> Exercise requirements
Gather all lines in the entries that include the word "this".

▶

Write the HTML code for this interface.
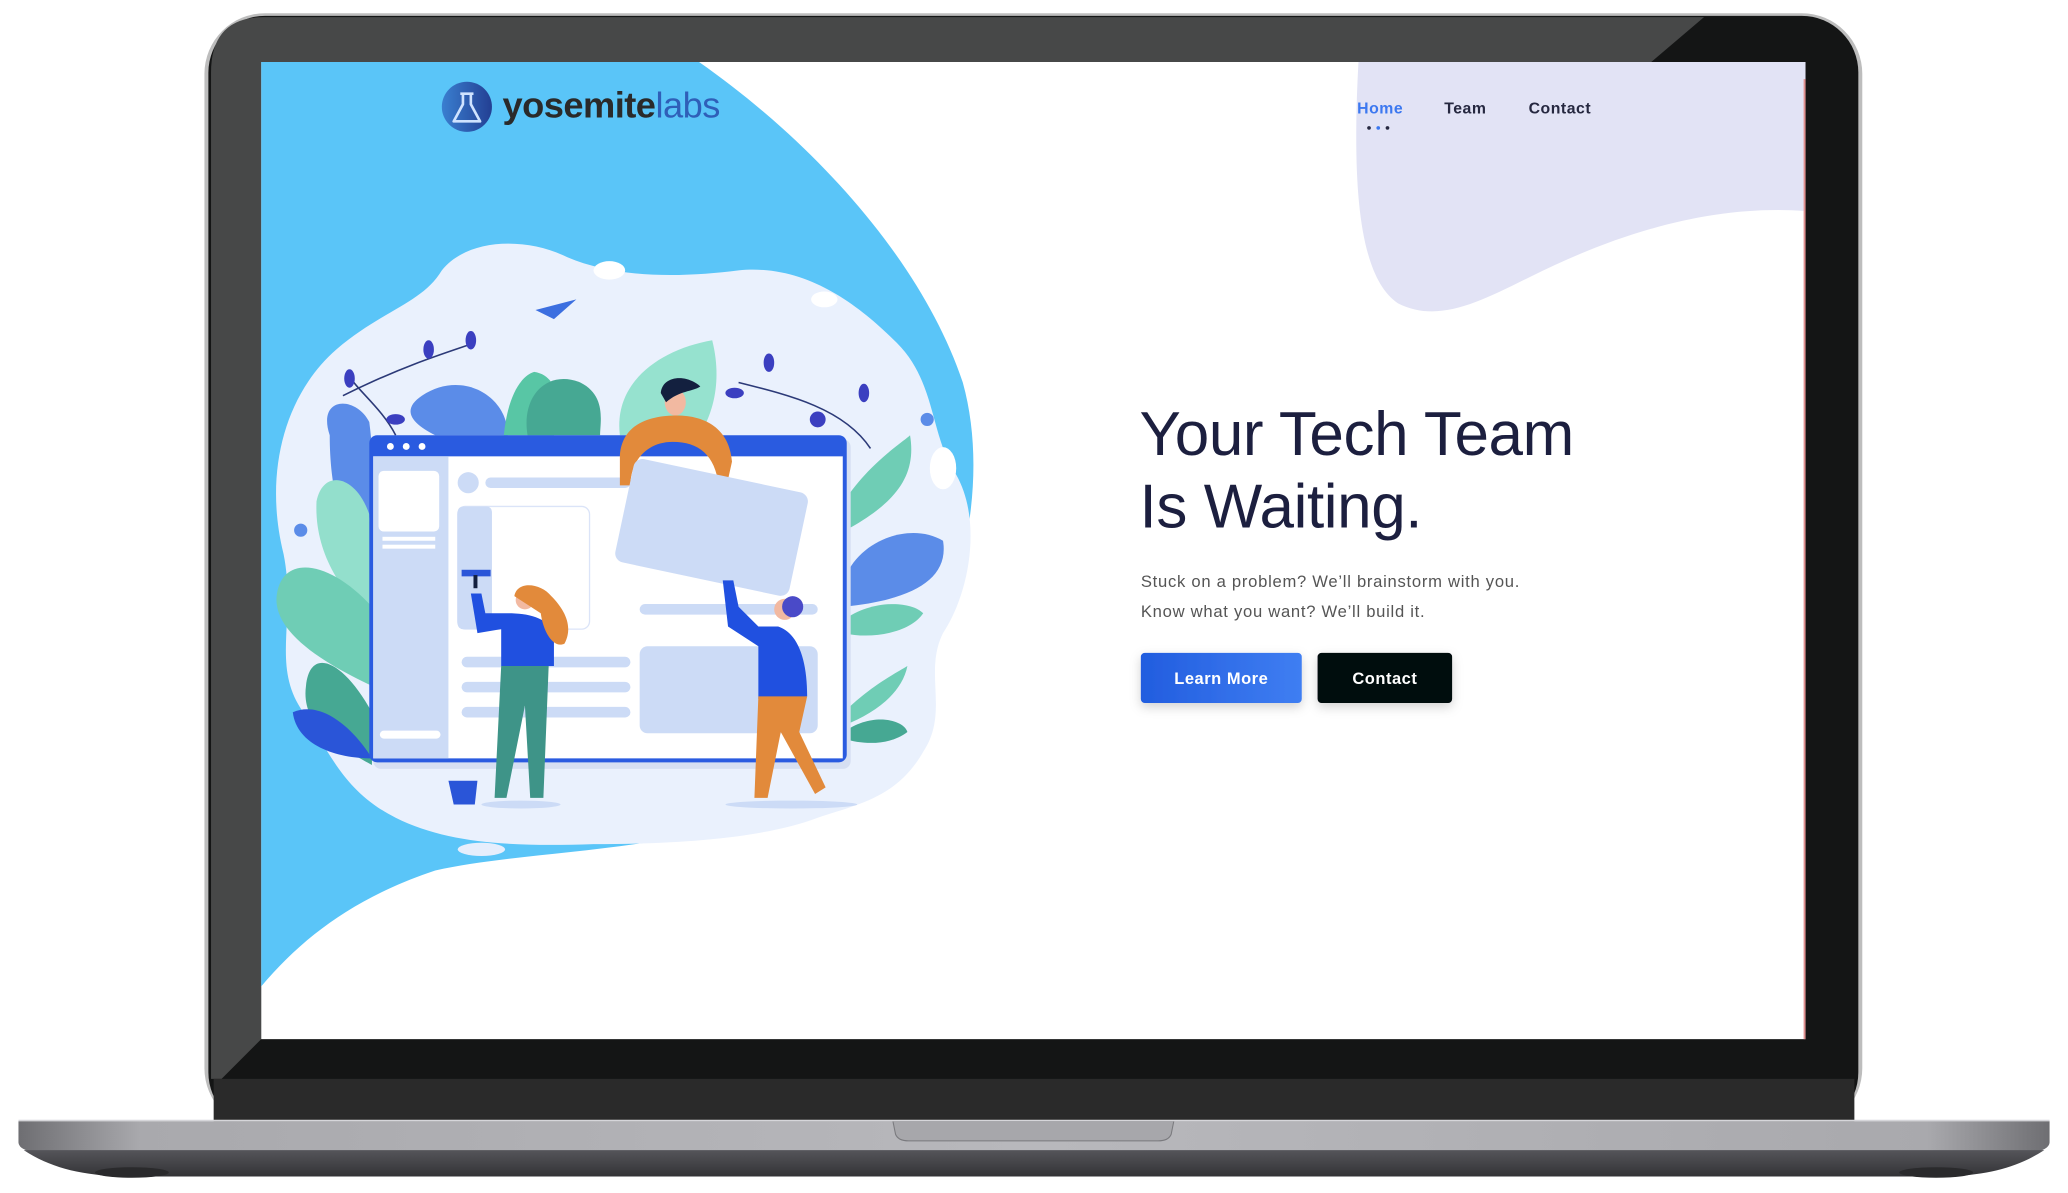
<!DOCTYPE html>
<html><head><meta charset="utf-8"><style>
html,body{margin:0;padding:0;background:#fff;width:2068px;height:1193px;overflow:hidden}
svg{display:block}
</style></head><body>
<svg width="2068" height="1193" viewBox="0 0 2068 1193" xmlns="http://www.w3.org/2000/svg">
<defs>
<linearGradient id="base" x1="0" x2="1" y1="0" y2="0">
<stop offset="0" stop-color="#6e6e72"/><stop offset="0.06" stop-color="#a9a9ad"/><stop offset="0.5" stop-color="#b8b8bc"/><stop offset="0.94" stop-color="#a9a9ad"/><stop offset="1" stop-color="#6e6e72"/></linearGradient>
<linearGradient id="under" x1="0" x2="0" y1="0" y2="1"><stop offset="0" stop-color="#55555a"/><stop offset="1" stop-color="#333336"/></linearGradient>
<linearGradient id="btn" x1="0" x2="1"><stop offset="0" stop-color="#225ddf"/><stop offset="1" stop-color="#3f7ef2"/></linearGradient>
<linearGradient id="logo" x1="0" x2="1"><stop offset="0" stop-color="#3a7fd0"/><stop offset="1" stop-color="#233f93"/></linearGradient>
<filter id="sh" x="-20%" y="-40%" width="140%" height="180%"><feDropShadow dx="0" dy="3" stdDeviation="4" flood-color="#000" flood-opacity="0.18"/></filter>
<clipPath id="scr"><rect x="198" y="47" width="1171" height="741"/></clipPath>
</defs>
<g transform="scale(1.3189)">
<rect x="155" y="10" width="1257" height="846" rx="46" fill="#bdbdbd"/>
<rect x="158" y="12" width="1251" height="844" rx="43" fill="#141515"/>
<path d="M200,13 L1292,13 L1252,47 L198,47 L198,788 L168,818 L160,818 L160,55 Q160,13 200,13Z" fill="#474848"/>
<rect x="162" y="818" width="1244" height="34" fill="#2a2a2a"/>
<g clip-path="url(#scr)">
<rect x="198" y="47" width="1171" height="741" fill="#fff"/>
<path d="M198,47 L530,47 C620,110 700,200 730,290 C755,380 720,500 650,580 C560,650 420,640 330,660 C270,680 230,710 198,748Z" fill="#5ac5f8"/>
<path d="M1030,47 L1369,47 L1369,160 C1300,155 1230,175 1160,210 C1120,230 1090,245 1060,230 C1030,210 1025,140 1030,47Z" fill="#e2e3f5"/>
<path d="M215,420 C200,360 215,300 255,265 C290,235 320,230 335,205 C355,180 400,180 430,195 C470,212 520,210 560,205 C610,200 650,230 680,260 C710,290 705,330 725,360 C745,395 735,450 715,480 C700,510 720,540 700,570 C680,605 650,610 620,620 C580,635 520,640 450,640 C390,642 340,640 300,620 C260,600 250,570 230,540 C205,505 225,470 215,420Z" fill="#eaf1fd"/>
<ellipse cx="462" cy="205" rx="12" ry="7" fill="#fff"/>
<ellipse cx="625" cy="227" rx="10" ry="6" fill="#fff"/>
<ellipse cx="715" cy="355" rx="10" ry="16" fill="#fff"/>
<ellipse cx="365" cy="644" rx="18" ry="5" fill="#e6eefc"/>
<path d="M406,235 L437,227 L420,242Z" fill="#3c6fe0"/>
<path d="M320,300 C350,280 385,300 385,330 L330,330 C310,320 305,310 320,300Z" fill="#5b8ce8"/>
<path d="M382,330 C385,300 395,285 405,282 C425,285 425,310 420,330Z" fill="#58c6a5"/>
<path d="M400,330 C395,300 415,280 440,290 C460,300 455,320 455,330Z" fill="#46a893"/>
<path d="M470,330 C465,290 500,265 540,258 C548,290 540,315 530,330Z" fill="#96e2cf"/>
<path d="M250,330 C240,300 270,300 280,320 C285,360 285,400 270,410 C255,395 250,360 250,330Z" fill="#5b8ce8"/>
<path d="M240,380 C245,355 270,360 280,390 L282,470 C260,450 238,420 240,380Z" fill="#93dfcc"/>
<path d="M210,450 C215,420 250,425 282,460 L282,520 C250,505 205,480 210,450Z" fill="#6fcdb5"/>
<path d="M232,520 C235,490 260,500 282,540 L282,580 C255,565 228,550 232,520Z" fill="#46a893"/>
<path d="M222,540 C245,530 270,555 282,575 C255,575 225,565 222,540Z" fill="#2a55d8"/>
<path d="M640,380 C660,350 685,335 690,330 C695,360 680,380 645,400Z" fill="#6fcdb5"/>
<path d="M640,440 C650,410 690,395 715,410 C720,440 690,455 640,460Z" fill="#5b8ce8"/>
<path d="M640,470 C660,455 690,455 700,465 C690,480 660,485 640,480Z" fill="#6fcdb5"/>
<path d="M640,540 C660,520 680,510 688,505 C684,525 665,540 640,550Z" fill="#6fcdb5"/>
<path d="M640,555 C660,540 685,545 688,555 C675,565 655,565 640,560Z" fill="#46a893"/>
<path d="M260,300 C300,280 330,270 360,260 M560,290 C600,300 640,310 660,340 M300,330 C290,310 270,295 265,285" stroke="#2c3a78" stroke-width="1.2" fill="none"/>
<g fill="#3b3fc0"><ellipse cx="265" cy="287" rx="4" ry="7"/><ellipse cx="325" cy="265" rx="4" ry="7"/><ellipse cx="357" cy="258" rx="4" ry="7"/><ellipse cx="583" cy="275" rx="4" ry="7"/><ellipse cx="557" cy="298" rx="7" ry="4"/><ellipse cx="655" cy="298" rx="4" ry="7"/><ellipse cx="620" cy="318" rx="6" ry="6"/><ellipse cx="300" cy="318" rx="7" ry="4"/></g>
<circle cx="703" cy="318" r="5" fill="#5b8ce8"/><circle cx="228" cy="402" r="5" fill="#5b8ce8"/>
<rect x="283" y="333" width="362" height="250" rx="6" fill="#d6dff2"/>
<rect x="280" y="330" width="362" height="248" rx="6" fill="#2a5be0"/>
<rect x="283" y="346" width="356" height="229" fill="#fff"/>
<rect x="283" y="346" width="57" height="229" fill="#ccdbf6"/>
<circle cx="296" cy="338.5" r="2.6" fill="#fff"/><circle cx="308" cy="338.5" r="2.6" fill="#fff"/><circle cx="320" cy="338.5" r="2.6" fill="#fff"/>
<rect x="287" y="357" width="46" height="46" rx="4" fill="#fff"/>
<rect x="290" y="407" width="40" height="3" fill="#fff"/><rect x="290" y="413" width="40" height="3" fill="#fff"/>
<rect x="288" y="554" width="46" height="6" rx="3" fill="#fff"/>
<circle cx="355" cy="366" r="8" fill="#ccdbf6"/>
<rect x="368" y="362" width="110" height="8" rx="4" fill="#ccdbf6"/>
<rect x="347" y="384" width="100" height="93" rx="6" fill="#fff" stroke="#dbe4f8" stroke-width="1"/>
<rect x="347" y="384" width="26" height="93" rx="4" fill="#ccdbf6"/>
<rect x="350" y="498" width="128" height="8" rx="4" fill="#ccdbf6"/>
<rect x="350" y="517" width="128" height="8" rx="4" fill="#ccdbf6"/>
<rect x="350" y="536" width="128" height="8" rx="4" fill="#ccdbf6"/>
<rect x="485" y="458" width="135" height="8" rx="4" fill="#ccdbf6"/>
<rect x="485" y="490" width="135" height="66" rx="6" fill="#ccdbf6"/>
<path d="M470,345 C472,320 495,315 513,315 C535,315 553,325 555,350 L551,368 L545,368 C542,345 530,335 510,335 C490,335 478,350 478,368 L470,368Z" fill="#e28a3b"/>
<ellipse cx="512" cy="305" rx="8" ry="10" fill="#f2b9a1"/>
<path d="M501,298 C502,285 520,283 531,293 C525,297 515,296 505,305Z" fill="#13203f"/>
<rect x="472" y="360" width="135" height="80" rx="7" fill="#ccdbf6" transform="rotate(12 540 400)"/>
<rect x="350" y="432" width="22" height="5" fill="#2a55d8"/><rect x="359" y="436" width="3" height="10" fill="#13203f"/>
<path d="M357,450 L362,480 L380,477 L380,505 L420,505 L420,480 C415,468 400,465 385,465 L368,465 L365,450Z" fill="#2050e0"/>
<path d="M380,505 L375,605 L384,605 L398,535 L402,605 L412,605 L416,505Z" fill="#3e9488"/>
<circle cx="398" cy="455" r="7" fill="#f2b9a1"/>
<path d="M390,452 C392,440 410,442 418,452 C428,462 435,475 428,488 C420,492 412,480 410,465 Z" fill="#e28a3b"/>
<ellipse cx="395" cy="610" rx="30" ry="3" fill="#ccdbf6"/>
<path d="M340,592 L362,592 L360,610 L344,610Z" fill="#2a55d8"/>
<path d="M548,440 L552,475 L575,490 L575,530 L612,528 C612,500 605,480 590,475 L575,475 L560,460 L556,440Z" fill="#2050e0"/>
<path d="M575,528 L572,605 L582,605 L592,555 L618,602 L626,597 L606,555 L612,528Z" fill="#e28a3b"/>
<circle cx="595" cy="462" r="8" fill="#f2b9a1"/><circle cx="601" cy="460" r="8" fill="#4a4ac8"/>
<ellipse cx="600" cy="610" rx="50" ry="3" fill="#ccdbf6"/>
<circle cx="354" cy="81" r="19" fill="url(#logo)"/>
<path d="M349,71 L359,71 M351,71 L351,79 L344,92 L364,92 L357,79 L357,71" stroke="#cfe3ff" stroke-width="2" fill="none" stroke-linejoin="round"/>
<text x="381" y="89" font-family="Liberation Sans, sans-serif" font-size="27.5" font-weight="bold" fill="#2a2a2a" letter-spacing="-0.4">yosemite<tspan fill="#2f5fb8" font-weight="normal">labs</tspan></text>
<g font-family="Liberation Sans, sans-serif" font-size="12" font-weight="bold" letter-spacing="0.4">
<text x="1029" y="86" fill="#3c78f0">Home</text>
<text x="1095" y="86" fill="#262840">Team</text>
<text x="1159" y="86" fill="#262840">Contact</text>
</g>
<circle cx="1038" cy="97" r="1.4" fill="#262840"/><circle cx="1045" cy="97" r="1.4" fill="#3c78f0"/><circle cx="1052" cy="97" r="1.4" fill="#262840"/>
<g font-family="Liberation Sans, sans-serif" fill="#1c1f3f" font-size="47" letter-spacing="-0.3">
<text x="864" y="345">Your Tech Team</text>
<text x="864" y="400">Is Waiting.</text>
</g>
<g font-family="Liberation Sans, sans-serif" fill="#555" font-size="12.6" letter-spacing="0.55">
<text x="865" y="445">Stuck on a problem? We’ll brainstorm with you.</text>
<text x="865" y="468">Know what you want? We’ll build it.</text>
</g>
<rect x="865" y="495" width="122" height="38" rx="3" fill="url(#btn)" filter="url(#sh)"/>
<rect x="999" y="495" width="102" height="38" rx="3" fill="#05070a" filter="url(#sh)"/>
<g font-family="Liberation Sans, sans-serif" font-size="12.5" font-weight="bold" fill="#fff" text-anchor="middle" letter-spacing="0.4">
<text x="926" y="518.5">Learn More</text>
<text x="1050" y="518.5">Contact</text>
</g>
<rect x="1367.5" y="60" width="2" height="728" fill="#e09090"/>
</g>
<path d="M14,850 L1554,850 L1554,866 Q1554,872 1540,874 L28,874 Q14,872 14,866Z" fill="url(#base)"/>
<path d="M18,872 L1550,872 C1530,885 1510,890 1480,892 L88,892 C58,890 38,885 18,872Z" fill="url(#under)"/>
<ellipse cx="100" cy="889" rx="28" ry="4" fill="#2a2a2c"/><ellipse cx="1468" cy="889" rx="28" ry="4" fill="#2a2a2c"/>
<path d="M677,850 L890,850 L888,860 Q886,865 878,865 L689,865 Q681,865 679,860Z" fill="#a7a7ab" stroke="#7a7a7e" stroke-width="0.8"/>
<rect x="14" y="849" width="1540" height="1.2" fill="#d6d6da"/>
</g>
</svg>
</body></html>
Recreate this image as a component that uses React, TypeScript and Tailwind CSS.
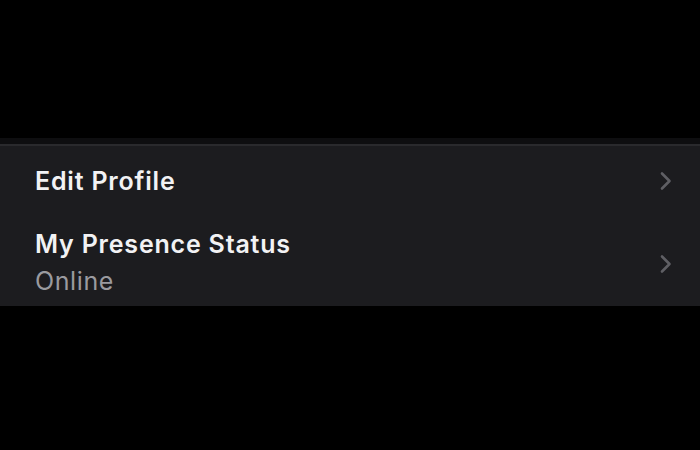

◀

> Exercise response
Write the HTML code for this interface.
Recreate this image as a component that uses React, TypeScript and Tailwind CSS.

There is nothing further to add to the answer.